Base Ministry on God’s Promises, Warren Says

Rick WarrenNASHVILLE, TN — Christian leaders should establish their ministries on the promises of God, megachurch pastor and author Rick Warren said Wednesday at Proclaim 16, the NRB International Christian Media Convention.

Speaking at the evening worship service, Warren asked the Christian broadcasters, pastors, and others in the audience, “What is it that makes Christian leadership Christian?” The answer, he said, is “it’s based on the promises of God.”

“Base your ministry not on your talent; base your ministry not on your abilities, not on your cleverness, not on your giftedness,” Warren said. “Base your ministry on the promises of God.”

While he had planned to preach a sermon, Warren said he recognized when he woke up that morning that God wanted him to share how He had faithfully kept His promises in his life.

“In every opportunity of my life, and in every crisis of my life, God has given me a promise,” Warren told the audience at the Gaylord Opryland Resort & Convention Center.

The pastor of Saddleback Church in Lake Forest, CA, and author of The Purpose Driven Life cited eight promises God had given him in Scripture and explained how the Lord had fulfilled them during a 45-year period. The promises included those when he was called into full-time Christian ministry, when he and his wife were newly married, when God indicated he was to attend seminary instead of plant a church, when the Lord showed him he would pastor a “missionary-sending church,” and when their son committed suicide.

While, he and his wife, Kay, are celebrating 40 years of marriage, Warren recalled how the first two were extremely difficult. In the midst of that painful time, God gave him Galatians 6:9, which urges followers of Christ not to grow tired of doing what is right. That verse saved their marriage, he said.

A Christian leader’s “greatest ministry comes not out of your strength but your weakness,” Warren said. “We minister to people out of our weaknesses, not our strengths.”

Warren shared how he suffered burnout after the first year of what has turned out to be 35 years so far as Saddleback’s pastor. During that time, Jesus showed him He would build His church and promised He would provide it with “pacing growth,” Warren told the audience. “We overestimate what we can do in a year; we underestimate what we can do in 10 or 20 or 30 or even 40.”
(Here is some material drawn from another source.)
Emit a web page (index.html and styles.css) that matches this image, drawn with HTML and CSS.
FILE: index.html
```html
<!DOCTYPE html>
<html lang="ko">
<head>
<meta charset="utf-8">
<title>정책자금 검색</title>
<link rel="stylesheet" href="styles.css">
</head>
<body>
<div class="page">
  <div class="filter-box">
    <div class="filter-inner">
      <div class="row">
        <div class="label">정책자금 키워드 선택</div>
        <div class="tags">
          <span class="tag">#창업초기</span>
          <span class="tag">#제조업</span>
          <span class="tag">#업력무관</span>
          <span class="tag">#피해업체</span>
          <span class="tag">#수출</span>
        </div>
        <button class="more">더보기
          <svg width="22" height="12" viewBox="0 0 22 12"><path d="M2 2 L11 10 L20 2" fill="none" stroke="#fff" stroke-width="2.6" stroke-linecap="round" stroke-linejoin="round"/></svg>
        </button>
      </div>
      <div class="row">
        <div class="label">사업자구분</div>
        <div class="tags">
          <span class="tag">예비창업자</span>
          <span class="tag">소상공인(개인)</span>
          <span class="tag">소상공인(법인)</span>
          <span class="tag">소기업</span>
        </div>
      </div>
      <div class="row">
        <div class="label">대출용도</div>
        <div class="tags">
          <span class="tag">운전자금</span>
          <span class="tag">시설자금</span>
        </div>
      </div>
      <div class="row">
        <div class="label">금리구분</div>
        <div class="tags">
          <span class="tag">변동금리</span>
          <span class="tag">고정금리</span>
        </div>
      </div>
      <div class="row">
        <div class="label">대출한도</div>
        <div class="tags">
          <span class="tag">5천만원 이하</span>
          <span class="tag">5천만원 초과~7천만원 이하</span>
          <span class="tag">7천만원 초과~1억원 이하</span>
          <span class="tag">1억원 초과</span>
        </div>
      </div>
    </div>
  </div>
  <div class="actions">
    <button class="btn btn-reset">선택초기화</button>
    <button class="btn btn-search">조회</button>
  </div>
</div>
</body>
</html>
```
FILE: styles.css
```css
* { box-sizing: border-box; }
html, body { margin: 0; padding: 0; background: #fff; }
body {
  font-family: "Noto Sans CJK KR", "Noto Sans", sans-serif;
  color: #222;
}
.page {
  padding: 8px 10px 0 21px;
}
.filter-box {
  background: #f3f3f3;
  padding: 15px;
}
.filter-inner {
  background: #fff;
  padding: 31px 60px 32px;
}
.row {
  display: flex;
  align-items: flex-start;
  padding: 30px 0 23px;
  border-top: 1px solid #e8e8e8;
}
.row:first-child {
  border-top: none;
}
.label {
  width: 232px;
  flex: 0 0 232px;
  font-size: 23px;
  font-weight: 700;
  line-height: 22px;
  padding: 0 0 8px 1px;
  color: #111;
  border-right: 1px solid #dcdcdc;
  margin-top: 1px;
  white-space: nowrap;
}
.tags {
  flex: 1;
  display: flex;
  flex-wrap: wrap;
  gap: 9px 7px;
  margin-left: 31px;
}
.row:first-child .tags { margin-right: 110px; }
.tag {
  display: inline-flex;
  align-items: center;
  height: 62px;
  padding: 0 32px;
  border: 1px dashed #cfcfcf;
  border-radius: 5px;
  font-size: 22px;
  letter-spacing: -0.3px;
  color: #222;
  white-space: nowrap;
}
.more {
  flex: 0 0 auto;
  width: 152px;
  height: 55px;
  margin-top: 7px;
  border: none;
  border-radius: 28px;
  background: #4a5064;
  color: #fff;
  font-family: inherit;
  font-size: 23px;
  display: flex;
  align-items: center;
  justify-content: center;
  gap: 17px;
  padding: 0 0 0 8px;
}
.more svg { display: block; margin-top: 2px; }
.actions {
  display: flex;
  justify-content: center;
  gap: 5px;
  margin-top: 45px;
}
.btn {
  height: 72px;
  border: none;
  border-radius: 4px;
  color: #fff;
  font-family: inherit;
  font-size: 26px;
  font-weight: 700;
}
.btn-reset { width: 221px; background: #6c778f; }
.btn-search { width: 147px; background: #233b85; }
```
His son, Matthew, had struggled throughout his life with depression and mental illness, Warren said. “Every day, his brain said, ‘Die.’”
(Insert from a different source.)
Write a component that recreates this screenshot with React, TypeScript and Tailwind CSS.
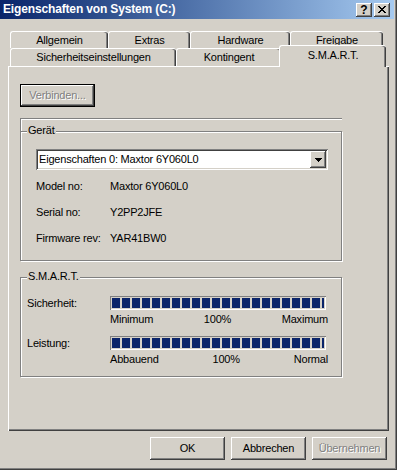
import React from "react";

const raised =
  "shadow-[inset_-1px_-1px_0_#404040,inset_1px_1px_0_#ffffff,inset_-2px_-2px_0_#808080,inset_2px_2px_0_#d4d0c8]";

function Tab({ label, w, h }: { label: string; w: string; h: string }) {
  return (
    <div
      className={`${w} ${h} shrink-0 flex items-center justify-center bg-[#d4d0c8] border-t border-l border-white rounded-tl-[3px] rounded-tr-[3px] shadow-[inset_-1px_0_0_#404040,inset_-2px_0_0_#808080]`}
    >
      {label}
    </div>
  );
}

function Bar() {
  return (
    <div className="w-[216px] h-[14px] p-[2px] shadow-[inset_1px_1px_0_#808080,inset_-1px_-1px_0_#ffffff]">
      <div className="flex h-full gap-[2px] overflow-hidden">
        {Array.from({ length: 22 }).map((_, i) => (
          <div key={i} className="w-[8px] h-full shrink-0 bg-[#0a246a]" />
        ))}
      </div>
    </div>
  );
}

function Button({ label, disabled }: { label: string; disabled?: boolean }) {
  return (
    <div
      className={`w-[75px] h-[23px] flex items-center justify-center ${raised} ${
        disabled ? "text-[#808080] [text-shadow:1px_1px_0_#ffffff]" : "text-black"
      }`}
    >
      {label}
    </div>
  );
}

export default function App() {
  return (
    <div className="w-[397px] h-[470px] bg-[#d4d0c8] flex flex-col overflow-hidden shadow-[inset_-1px_-1px_0_#404040,inset_-2px_-2px_0_#808080] font-['Liberation_Sans',Arial,sans-serif] text-[11px] leading-[13px] text-black tracking-[-0.2px]">
      {/* Title bar */}
      <div className="h-[19px] mr-[3px] shrink-0 flex items-center pl-[3px] pr-[4px] bg-linear-to-r from-[#0a246a] to-[#a6caf0]">
        <span className="text-white font-bold text-[12px] tracking-[-0.15px]">
          Eigenschaften von System (C:)
        </span>
        <div className="ml-auto flex gap-[2px]">
          <div
            className={`w-[16px] h-[14px] flex items-center justify-center bg-[#d4d0c8] ${raised}`}
          >
            <span className="font-bold text-[12px] leading-[12px] text-black tracking-normal">?</span>
          </div>
          <div
            className={`w-[16px] h-[14px] flex items-center justify-center bg-[#d4d0c8] ${raised}`}
          >
            <svg width="8" height="7" viewBox="0 0 8 7" shapeRendering="crispEdges">
              <path d="M0 0h2v1h1v1h2V1h1V0h2v1H7v1H6v1H5v1h1v1h1v1h1v1H6V6H5V5H3v1H2v1H0V6h1V5h1V4h1V3H2V2H1V1H0z" fill="#000" />
            </svg>
          </div>
        </div>
      </div>

      <div className="pl-[8px] pt-[12px] flex flex-col">
        {/* Tabs row 1 */}
        <div className="flex ml-[2px] h-[17px]">
          <Tab label="Allgemein" w="w-[98px]" h="h-[17px]" />
          <Tab label="Extras" w="w-[82px]" h="h-[17px]" />
          <Tab label="Hardware" w="w-[100px]" h="h-[17px]" />
          <Tab label="Freigabe" w="w-[93px]" h="h-[17px]" />
        </div>
        {/* Tabs row 2 */}
        <div className="flex items-end ml-[2px] h-[18px]">
          <Tab label="Sicherheitseinstellungen" w="w-[166px]" h="h-[18px]" />
          <Tab label="Kontingent" w="w-[105px]" h="h-[18px]" />
          <div className="relative z-10 w-[107px] h-[22px] -mx-[2px] -mb-px shrink-0 flex items-center justify-center pb-[2px] bg-[#d4d0c8] border-t border-l border-white rounded-tl-[3px] rounded-tr-[3px] shadow-[inset_-1px_0_0_#404040,inset_-2px_0_0_#808080]">
            S.M.A.R.T.
          </div>
        </div>

        {/* Panel */}
        <div className="w-[381px] h-[365px] border-t border-l border-white shadow-[inset_-1px_-1px_0_#404040,inset_-2px_-2px_0_#808080] pl-[11px] pt-[17px] flex flex-col">
          <div
            className={`w-[75px] h-[23px] flex items-center justify-center text-[#808080] [text-shadow:1px_1px_0_#ffffff] shadow-[inset_0_0_0_1px_#000000,inset_-2px_-2px_0_#404040,inset_2px_2px_0_#ffffff,inset_-3px_-3px_0_#808080,inset_3px_3px_0_#d4d0c8]`}
          >
            Verbinden...
          </div>

          <div className="w-[322px] h-[13px] mt-[11px] border-t border-l border-[#808080] shadow-[inset_1px_1px_0_#ffffff]" />

          {/* Gerät group */}
          <div className="relative w-[322px] border border-[#808080] shadow-[inset_1px_1px_0_#ffffff,1px_1px_0_#ffffff] pt-[17px] pl-[15px] pb-[15px]">
            <span className="absolute left-[6px] top-[-8px] px-[1px] bg-[#d4d0c8]">Gerät</span>
            <div className="w-[292px] h-[21px] bg-white flex items-center pl-[3px] pr-[2px] shadow-[inset_1px_1px_0_#808080,inset_-1px_-1px_0_#ffffff,inset_2px_2px_0_#404040,inset_-2px_-2px_0_#d4d0c8]">
              <span>Eigenschaften 0: Maxtor 6Y060L0</span>
              <div
                className={`ml-auto w-[16px] h-[17px] flex items-center justify-center bg-[#d4d0c8] ${raised}`}
              >
                <svg width="7" height="4" viewBox="0 0 7 4" shapeRendering="crispEdges">
                  <path d="M0 0h7v1H6v1H5v1H4v1H3V3H2V2H1V1H0z" fill="#000" />
                </svg>
              </div>
            </div>
            <div className="mt-[10px] grid grid-cols-[74px_1fr] gap-y-[13px]">
              <span>Model no:</span>
              <span>Maxtor 6Y060L0</span>
              <span>Serial no:</span>
              <span>Y2PP2JFE</span>
              <span>Firmware rev:</span>
              <span>YAR41BW0</span>
            </div>
          </div>

          {/* S.M.A.R.T. group */}
          <div className="relative w-[322px] mt-[16px] border border-[#808080] shadow-[inset_1px_1px_0_#ffffff,1px_1px_0_#ffffff] pt-[18px] pl-[6px] pb-[10px]">
            <span className="absolute left-[6px] top-[-8px] px-[1px] bg-[#d4d0c8]">S.M.A.R.T.</span>
            <div className="flex items-center h-[14px]">
              <span className="w-[83px]">Sicherheit:</span>
              <Bar />
            </div>
            <div className="ml-[83px] mt-[3px] w-[218px] flex justify-between">
              <span>Minimum</span>
              <span>100%</span>
              <span>Maximum</span>
            </div>
            <div className="flex items-center h-[14px] mt-[10px]">
              <span className="w-[83px]">Leistung:</span>
              <Bar />
            </div>
            <div className="ml-[83px] mt-[3px] w-[218px] flex justify-between">
              <span>Abbauend</span>
              <span>100%</span>
              <span>Normal</span>
            </div>
          </div>
        </div>

        {/* Bottom buttons */}
        <div className="w-[381px] mt-[6px] pr-[2px] flex justify-end gap-[6px]">
          <Button label="OK" />
          <Button label="Abbrechen" />
          <Button label="Übernehmen" disabled />
        </div>
      </div>
    </div>
  );
}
“[Y]our illness is not your identity, and your chemistry is not your character,” said Warren, who is seeking to remove the stigma of mental illness.
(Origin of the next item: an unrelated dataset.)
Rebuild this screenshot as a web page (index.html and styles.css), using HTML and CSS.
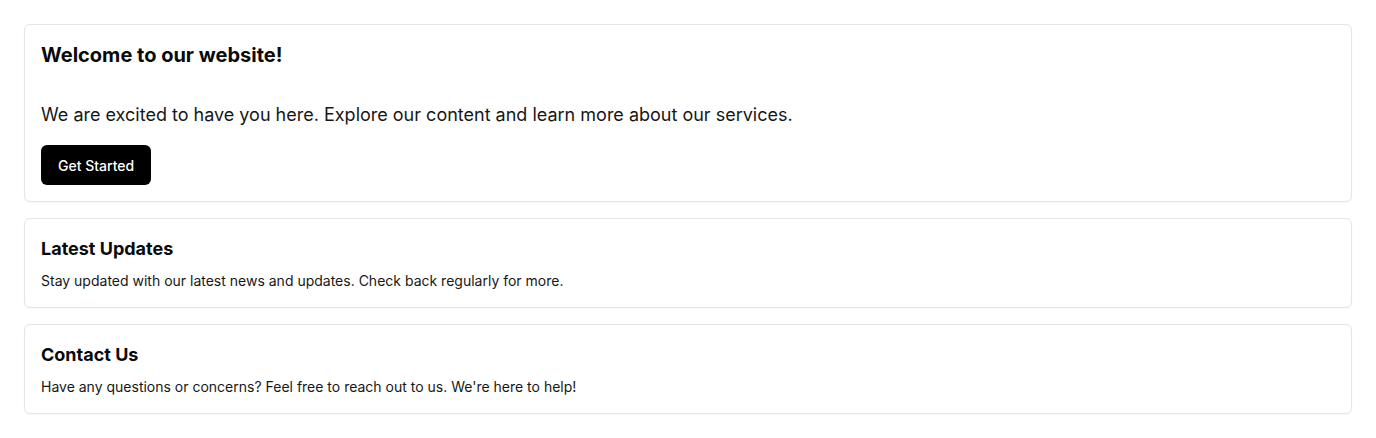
FILE: index.html
```html
<!DOCTYPE html>
<html lang="en">
<head>
<meta charset="utf-8">
<title>Welcome</title>
<link rel="stylesheet" href="styles.css">
</head>
<body>
<main class="page">
  <section class="card">
    <h1 class="card-title-lg">Welcome to our website!</h1>
    <p class="lead">We are excited to have you here. Explore our content and learn more about our services.</p>
    <button class="btn">Get Started</button>
  </section>
  <section class="card">
    <h2 class="card-title">Latest Updates</h2>
    <p class="text">Stay updated with our latest news and updates. Check back regularly for more.</p>
  </section>
  <section class="card">
    <h2 class="card-title">Contact Us</h2>
    <p class="text">Have any questions or concerns? Feel free to reach out to us. We're here to help!</p>
  </section>
</main>
</body>
</html>
```

FILE: styles.css
```css
* { box-sizing: border-box; }
html, body { margin: 0; padding: 0; background: #ffffff; }
body {
  font-family: Inter, "Noto Sans", sans-serif;
  color: #0a0a0a;
}
.page {
  padding: 24px;
  display: flex;
  flex-direction: column;
  gap: 16px;
}
.card {
  border: 1px solid #e5e5e5;
  border-radius: 6px;
  padding: 16px;
  background: #fff;
  box-shadow: 0 1px 2px rgba(0,0,0,0.04);
}
.card-title-lg {
  margin: 0 0 32px;
  font-size: 20px;
  line-height: 28px;
  font-weight: 700;
}
.lead {
  margin: 0 0 16px;
  font-size: 18px;
  line-height: 28px;
  color: #171717;
}
.btn {
  display: block;
  height: 40px;
  padding: 0 17px;
  border: 0;
  border-radius: 6px;
  background: #000;
  color: #fff;
  font-family: Inter, "Noto Sans", sans-serif;
  font-size: 14px;
  font-weight: 500;
}
.card-title {
  margin: 0 0 8px;
  font-size: 18px;
  line-height: 28px;
  font-weight: 700;
}
.text {
  margin: 0;
  font-size: 14px;
  line-height: 20px;
  color: #171717;
}
```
When Matthew took his life in 2013, God gave him the promise given to David when his infant son died, Warren said. “I can’t bring him back to life,” he said of David’s words in II Sam. 12:23. “He cannot come back to me, but one day I will go to him.”

After his death, the letters that meant the most were from people whom Matthew had led to Christ. At the time, Warren wrote in his journal, “In God’s garden of grace, even broken trees bear fruit.”

Everyone is broken, he said. “Pain can obscure God’s promises, but it can’t nullify them.”

After Warren spoke, singer-songwriter Michael W. Smith led the gathering in singing his worship song “Agnus Dei.” Smith also had led the audience in singing earlier in the service.

Warren spoke as well at a luncheon Wednesday that was part of NRB’s Pastors Track. He urged pastors and ministry leaders “to care about the whole world at the same time.”

About 3,000 tribes in the world have “no believer, no Bible and no body of Christ,” he said. Evangelical churches should not see Acts 1:8 – regarding Jesus’ disciples as witnesses in Jerusalem, Judea, Samaria, and the ends of the earth – as sequential but as simultaneous, Warren said.

“If you pastor a church, you must be a global church,” he said. “You’ve got to have bifocal vision in your church, in your ministry, in your broadcast.

“There is no sin in being a small church. There is a sin in having a small vision.”

Smartphone technology can help reach those unengaged tribes, Warren told luncheon participants. About 2.5 billion people have smartphones, he said.

“The future is not television,” he said. “The future is not radio. The future is not that laptop. The future is that phone. I’ve been in villages that had no water and no electricity, and everybody’s got a smartphone and Internet access.”